We shouldn’t have to invent a designated day to do something nice, give a thoughtful gift or just say “I love you.” Isn’t it more meaningful when we express our love unprovoked and unprompted? Isn’t showing appreciation more special on a random day? Aren’t the best sentiments those that are shared without pretense or prompting, straight from the heart?
But that is in a perfect world. Our financial obligations and commitments to friends, family and our community keep my husband and I in a general state of feeling overwhelmed, if not outright panicked. Long gone are the days of spontaneity, disposable cash or the time to plan something small but significant. I cannot help but wonder if a force-fed day to acknowledge my role as a mother and all it entails is not entirely horrible. If the supermarket creates a one-stop shop for flowers, cards, and chocolate, should I really deny my husband this easy way to brighten my day? Gifts and a romantic dinner for two are always appreciated, even on days designed to manipulate us.
Still, I want to hold onto the idea that I celebrate being a mother every day. I am eternally grateful for being blessed with three lovely children, and I am honored and humbled by the privilege and responsibility of being their mother. I am a mother each and every day, and I want to celebrate it like the daily gift that it is. Besides, if my kids want to be super nice to me one day a year, I’d rather they do it on my birthday, when it feels like it’s my special day rather than sharing the spotlight with every other mother.

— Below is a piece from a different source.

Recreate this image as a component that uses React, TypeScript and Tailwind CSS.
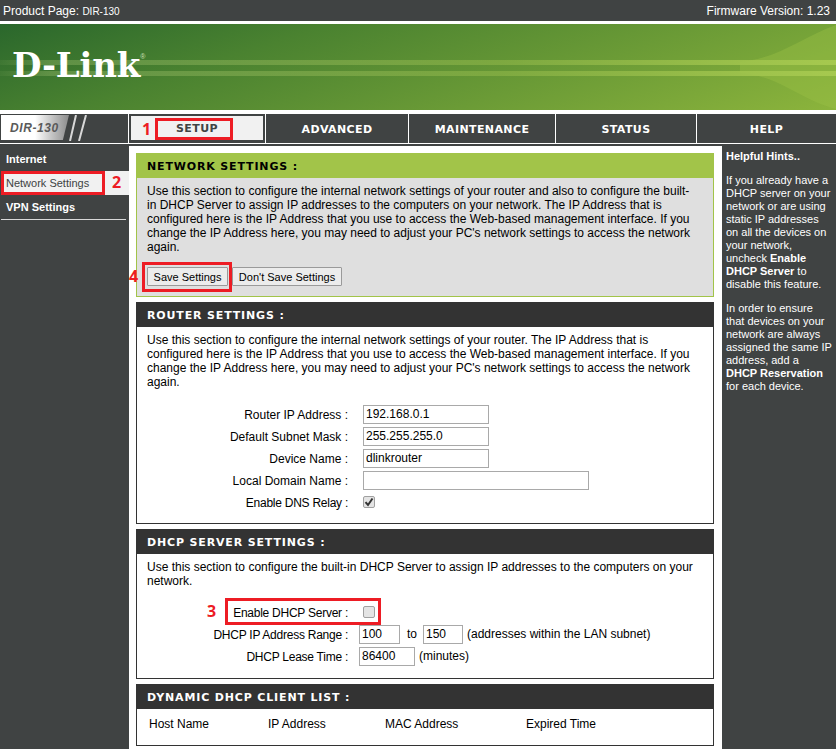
const bodyFont = "font-['Liberation_Sans',sans-serif] text-[12px] leading-[14px]"
const headFont = "font-['DejaVu_Sans',sans-serif] font-bold text-[11px] tracking-[0.85px]"
const navFont = "font-['DejaVu_Sans',sans-serif] font-bold text-[11px] tracking-[0.4px]"

function Banner() {
  return (
    <svg className="block w-full h-[86px]" viewBox="0 0 836 86" preserveAspectRatio="none">
      <defs>
        <linearGradient id="bg" x1="0" y1="0" x2="109" y2="328" gradientUnits="userSpaceOnUse">
          <stop offset="0" stopColor="#2a672c" />
          <stop offset="0.3" stopColor="#4a8230" />
          <stop offset="1" stopColor="#8cb43c" />
        </linearGradient>
        <linearGradient id="stripe" x1="0" y1="0" x2="836" y2="0" gradientUnits="userSpaceOnUse">
          <stop offset="0" stopColor="#8bb163" stopOpacity="0.1" />
          <stop offset="0.06" stopColor="#8bb163" stopOpacity="0.45" />
          <stop offset="0.6" stopColor="#8fb648" stopOpacity="0.6" />
          <stop offset="1" stopColor="#a6c94f" />
        </linearGradient>
      </defs>
      <rect width="836" height="86" fill="url(#bg)" />
      <path d="M740 38 C780 34 800 14 836 1 L836 85 C800 76 780 52 740 49 Z" fill="#9bc046" opacity="0.4" />
      <rect y="36" width="836" height="5" fill="url(#stripe)" />
      <rect y="47" width="836" height="5" fill="url(#stripe)" />
    </svg>
  )
}

function Logo() {
  return (
    <div className="absolute left-[12px] top-[21px] font-['DejaVu_Serif',serif] font-bold text-[34px] leading-[40px] text-white tracking-[-0.2px] flex">
      D-Link
      <span className="text-[7px] leading-[10px] mt-[7px] text-[#cfe0b8] font-['Liberation_Sans',sans-serif] font-normal tracking-normal">®</span>
    </div>
  )
}

function NavCell({ w, label }: { w: string; label: string }) {
  return (
    <div className={`${w} h-full pt-[3px] flex items-center justify-center border-l border-white text-white ${navFont}`}>
      {label}
    </div>
  )
}

function Panel({ title, children }: { title: string; children: React.ReactNode }) {
  return (
    <section className="h-full border border-[#333] bg-white">
      <h2 className={`h-[24px] bg-[#333] text-white pl-[10px] pt-[3px] flex items-center ${headFont}`}>{title}</h2>
      {children}
    </section>
  )
}

function Row({ label, tight, children }: { label: string; tight?: boolean; children: React.ReactNode }) {
  return (
    <div className="h-[22px] flex items-center">
      <span className={`w-[211px] pt-[1px] text-right text-[#000] whitespace-nowrap ${bodyFont} ${tight ? 'tracking-[-0.25px]' : ''}`}>{label}</span>
      <div className={`ml-[15px] flex items-center ${bodyFont}`}>{children}</div>
    </div>
  )
}

function Field({ value, w }: { value?: string; w: string }) {
  return (
    <input
      readOnly
      value={value ?? ''}
      className={`${w} h-[19px] border border-[#a9a9a9] bg-white px-[2px] text-[#000] outline-none ${bodyFont}`}
    />
  )
}

function Check({ checked }: { checked?: boolean }) {
  return (
    <span className="w-[12px] h-[12px] rounded-[2px] border border-[#a0a0a0] bg-[#e4e4e4] flex items-center justify-center">
      {checked && (
        <svg width="10" height="10" viewBox="0 0 10 10">
          <path d="M1.5 5.2 L4 8 L8.5 1.5" fill="none" stroke="#333" strokeWidth="2" />
        </svg>
      )}
    </span>
  )
}

function Button({ children, w }: { children: React.ReactNode; w: string }) {
  return (
    <button className={`${w} h-[19px] border border-[#9a9a9a] rounded-[1px] bg-[#ececec] text-[#000] text-center whitespace-nowrap font-['Liberation_Sans',sans-serif] text-[11px] leading-[14px]`}>
      {children}
    </button>
  )
}

export default function App() {
  return (
    <div className="relative w-[836px] h-[749px] overflow-hidden bg-white">
      {/* top bar */}
      <div className="h-[21px] bg-[#404343] text-white flex items-center justify-between pl-[3px] pr-[6px] font-['Liberation_Sans',sans-serif] text-[12px]">
        <span>
          Product Page: <span className="text-[10px]">DIR-130</span>
        </span>
        <span>Firmware Version: 1.23</span>
      </div>

      <div className="relative mt-[3px] h-[86px]">
        <Banner />
        <Logo />
      </div>

      {/* nav */}
      <nav className="mt-[4px] h-[29px] bg-[#404343] flex">
        <div className="relative w-[129px] h-full overflow-hidden border-r border-white">
          <div className="absolute left-[1px] top-[1px] h-[25px] w-[68px] bg-gradient-to-r from-white from-50% to-[#8c8c8c] [clip-path:polygon(0_0,100%_0,91%_100%,0_100%)] flex items-center pl-[9px] font-['Liberation_Sans',sans-serif] font-bold italic text-[12px] tracking-[0.6px] text-[#5a5a5a]">
            DIR-130
          </div>
          <svg className="absolute left-[68px] top-[1px]" width="22" height="26" viewBox="0 0 22 26">
            <path d="M8 0 L2 26 M18 0 L11 26" stroke="#d8d8d8" strokeWidth="2" />
          </svg>
        </div>
        <div className="w-[136px] h-full pt-[2px] px-[2px] pb-[3px]">
          <div className={`h-full bg-[#f1f1f1] text-[#404343] flex items-center justify-center pt-[3px] ${navFont}`}>
            SETUP
          </div>
        </div>
        <NavCell w="w-[143px]" label="ADVANCED" />
        <NavCell w="w-[147px]" label="MAINTENANCE" />
        <NavCell w="w-[141px]" label="STATUS" />
        <NavCell w="w-[140px]" label="HELP" />
      </nav>
      <div className="h-px bg-white" />
      <div className="h-[2px] bg-[#404343]" />

      <div className="flex h-[603px]">
        {/* left menu */}
        <aside className="w-[129px] shrink-0 bg-[#404343] text-white font-['Liberation_Sans',sans-serif] text-[11px] font-bold">
          <div className="pl-[6px] pt-[1px] h-[25px] flex items-center">Internet</div>
          <div className="pl-[5px] h-[24px] ml-[1px] bg-[#f1f1f1] text-[#404343] font-normal flex items-center">Network Settings</div>
          <div className="pl-[6px] h-[24px] flex items-center">VPN Settings</div>
          <div className="ml-[1px] mr-[3px] h-px bg-white/80" />
        </aside>

        {/* main */}
        <main className="w-[593px] shrink-0 bg-white pl-[7px] pr-[8px] pt-[7px] flex flex-col gap-[5px] text-[#000]">
          <section className="h-[144px] border border-[#a2c449] bg-[#dfdfdf]">
            <h1 className={`h-[24px] bg-[#a2c449] text-black pl-[10px] pt-[3px] flex items-center ${headFont}`}>NETWORK SETTINGS :</h1>
            <p className={`px-[10px] pt-[6px] whitespace-nowrap ${bodyFont}`}>
              Use this section to configure the internal network settings of your router and also to configure the built-<br />
              in DHCP Server to assign IP addresses to the computers on your network. The IP Address that is<br />
              configured here is the IP Address that you use to access the Web-based management interface. If you<br />
              change the IP Address here, you may need to adjust your PC's network settings to access the network<br />
              again.
            </p>
            <div className="pl-[10px] pt-[13px] flex gap-[4px]">
              <Button w="w-[81px]">Save Settings</Button>
              <Button w="w-[110px]">Don't Save Settings</Button>
            </div>
          </section>

          <div className="h-[222px]">
            <Panel title="ROUTER SETTINGS :">
              <p className={`px-[10px] pt-[6px] whitespace-nowrap ${bodyFont}`}>
                Use this section to configure the internal network settings of your router. The IP Address that is<br />
                configured here is the IP Address that you use to access the Web-based management interface. If you<br />
                change the IP Address here, you may need to adjust your PC's network settings to access the network<br />
                again.
              </p>
              <div className="pt-[14px]">
                <Row label="Router IP Address :"><Field w="w-[126px]" value="192.168.0.1" /></Row>
                <Row label="Default Subnet Mask :"><Field w="w-[126px]" value="255.255.255.0" /></Row>
                <Row label="Device Name :"><Field w="w-[126px]" value="dlinkrouter" /></Row>
                <Row label="Local Domain Name :"><Field w="w-[226px]" /></Row>
                <Row label="Enable DNS Relay :" tight><Check checked /></Row>
              </div>
            </Panel>
          </div>

          <div className="h-[150px]">
            <Panel title="DHCP SERVER SETTINGS :">
              <p className={`px-[10px] pt-[6px] whitespace-nowrap ${bodyFont}`}>
                Use this section to configure the built-in DHCP Server to assign IP addresses to the computers on your<br />
                network.
              </p>
              <div className="pt-[13px]">
                <Row label="Enable DHCP Server :" tight><Check /></Row>
                <Row label="DHCP IP Address Range :" tight>
                  <Field w="w-[41px] -ml-[4px]" value="100" />
                  <span className="ml-[7px] w-[16px]">to</span>
                  <Field w="w-[40px]" value="150" />
                  <span className="ml-[4px] whitespace-nowrap">(addresses within the LAN subnet)</span>
                </Row>
                <Row label="DHCP Lease Time :" tight>
                  <Field w="w-[56px] -ml-[4px]" value="86400" />
                  <span className="ml-[4px]">(minutes)</span>
                </Row>
              </div>
            </Panel>
          </div>

          <div className="h-[62px]">
            <Panel title="DYNAMIC DHCP CLIENT LIST :">
              <div className={`pl-[12px] pt-[8px] flex ${bodyFont}`}>
                <span className="w-[119px]">Host Name</span>
                <span className="w-[117px]">IP Address</span>
                <span className="w-[141px]">MAC Address</span>
                <span>Expired Time</span>
              </div>
            </Panel>
          </div>
        </main>

        {/* hints */}
        <aside className="w-[114px] shrink-0 bg-[#404343] text-white pl-[4px] pt-[4px] whitespace-nowrap font-['Liberation_Sans',sans-serif] text-[11px] leading-[13px]">
          <p className="font-bold">Helpful Hints..</p>
          <p className="mt-[11px]">
            If you already have a<br />
            DHCP server on your<br />
            network or are using<br />
            static IP addresses<br />
            on all the devices on<br />
            your network,<br />
            uncheck <b>Enable</b><br />
            <b>DHCP Server</b> to<br />
            disable this feature.
          </p>
          <p className="mt-[11px]">
            In order to ensure<br />
            that devices on your<br />
            network are always<br />
            assigned the same IP<br />
            address, add a<br />
            <b>DHCP Reservation</b><br />
            for each device.
          </p>
        </aside>
      </div>

      {/* red annotations from the screenshot */}
      <div className="absolute left-[155px] top-[118px] w-[78px] h-[22px] border-[3px] border-[#ed1c24]" />
      <div className="absolute left-[1px] top-[171px] w-[104px] h-[24px] border-[3px] border-[#ed1c24]" />
      <div className="absolute left-[142px] top-[262px] w-[90px] h-[30px] border-[3px] border-[#ed1c24]" />
      <div className="absolute left-[225px] top-[598px] w-[156px] h-[27px] border-[3px] border-[#ed1c24]" />
      <span className="absolute left-[142px] top-[119px] font-['Open_Sans',sans-serif] font-bold text-[16px] leading-[20px] text-[#ed1c24]">1</span>
      <span className="absolute left-[112px] top-[172px] font-['Open_Sans',sans-serif] font-bold text-[16px] leading-[20px] text-[#ed1c24]">2</span>
      <span className="absolute left-[207px] top-[601px] font-['Open_Sans',sans-serif] font-bold text-[16px] leading-[20px] text-[#ed1c24]">3</span>
      <span className="absolute left-[129px] top-[266px] font-['Open_Sans',sans-serif] font-bold text-[16px] leading-[20px] text-[#ed1c24]">4</span>
    </div>
  )
}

When my children are older and come home from school with a Mother’s Day card, I will treat it like a masterpiece. Of course, every piece of art they bring home will make my heart soar. But I will also explain to them that they can express their love whenever they want and there is no need to wait for the permission of a holiday. Even more importantly, I will let them know that their actions speak louder than cards, and a simple “I love you” is worth more to me than all the flowers and chocolates in the world.